まだ映画を見ていない人がみると映画の面白さを損なうことがありますのでご注意下さい。







 架空の生物と人間が戦うアクション映画の場合、脚本家には物語を語るだけでなく、その架空の生物がどの程度手強い相手なのかを明確に設定することが求められる。人間に比べて、彼らはどれほど強いのか。それは、登場人物がどういった困難を乗り越えていくことになるのかという「物語の目的」そのものにつながる、とても重要な作業だ。

 この映画の最初のバトルシーンとなるのは、主人公のアバターがラボで目を覚ますシーンだ。抑制の効かなくなった主人公を取り押さえようとする人間たちは容易く振り切られ、手も足も出せなくなる。ここで早くも、人間とアバター(=ナヴィ)の身体能力の格差が明示されることになる。素手同士では人間は絶対に青猿に勝てないし、青猿は少し暴れても計器類や強化プラスチック(?)を破壊するほどの腕力は持っていない。たった1分か2分の場面のなかで、以降の「人間vs青猿」におけるバトルの前提条件を、実に手際よく定めてしまう。しかもそれは、下半身不随の主人公がアバターによって肉体の自由を手に入れた高揚感を表現すると同時に達成されている。ドラマを転がしながら、観客の頭のなかには、半ば無意識に「青猿こわい」という設定が刷り込まれている。

 一度こうした基本設定を明示しておくと、後に彼らの戦闘能力が変化(成長)していっても観客は理解を失うことがないので何も考えずにアクションを楽しむことができるし、理屈以前に、感触として青猿の実存を認めることができる。

 そのラボのシーンがもっとも特長的なのだけれども、その後もキャメロンは“戦闘力”設定の明示に決して手を抜かない。カラフルなサイや黒いツヤツヤのヤツとの比較、オオカミと初心者アバターとナヴィのハンターとの比較……それらが、常に“他のこと(ドラマの本線)”を語りながら次々に明らかになっていく。そして、最終決戦ですべてが伏線として機能する。こういう脚本は、なかなか生半可では書けないな、と感じるわけです。ナヴィのサイズ感も絶妙で、人間には圧勝するけどローダーにはまったく歯が立たないというバランスのおかげで、大佐がキレたときの緊迫感が増幅している。怪鳥がただデカイだけでなく、足で「掴んで投げる」という設定があるから、ヘリと怪鳥群との空中戦が成立する。

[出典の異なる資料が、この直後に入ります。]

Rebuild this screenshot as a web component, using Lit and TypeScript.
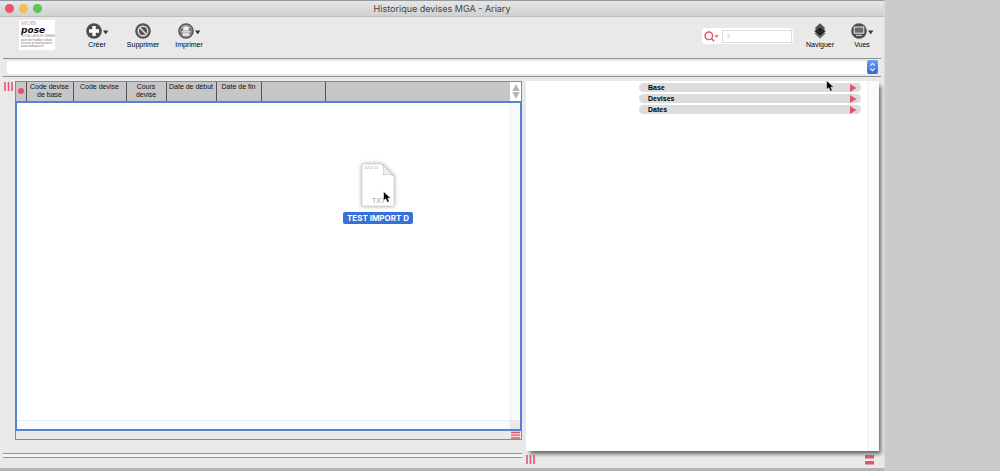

 それらはすべて白紙のキャンバスの上に描かれた絵空事であり、嘘っぱちだ。「侵略とは」とか「原住民の暮らしを云々」とかいう作家の主張にはまるで関係のない、ただ「面白さ」を求めるためだけに割かれた労力だ。

 『アバター』は莫大な動員数が必要な巨大予算映画であり、「3D映像を見せる」という命題を背負った作品だ。その前提において、誰でも楽しめるための仕掛けを綿密に仕込んできたキャメロンという監督は、やっぱりこれはちょっとすごい仕事人だぞ、と思うわけですよ。ドラマとしてはみなさんおっしゃるように宮崎に遠く及ばないし、バトル演出としてもシム・ヒョンレに負けてるような気がするけど、このバランス感覚と間口の広さは、世界中探しても真似できる人はなかなかいないんじゃないかと思うんです。この規模でお金を作れる人が、まずそんなにいないし。

 デジタル3Dの嚆矢として、キャメロンが立ててしまったハードルは、あまりに高いと思います。後塵を拝した映像作家たちの前には、ナヴィが厳然と立ちはだかっている。そして、これを越えていくのはアレですよ、実写版『機動戦士ガンダム』しかないと思うんですよ。神木きゅんもそろそろアムロ・レイをやりたくなってると思うんですよ。3Dでメイド for you〜とか言ってる場合じゃないですよ。誰か、早くガンダムを……。

 あ、樋口さんはすいません、絵コンテ担当でお願いします! あわわ紀里谷さんは美術で!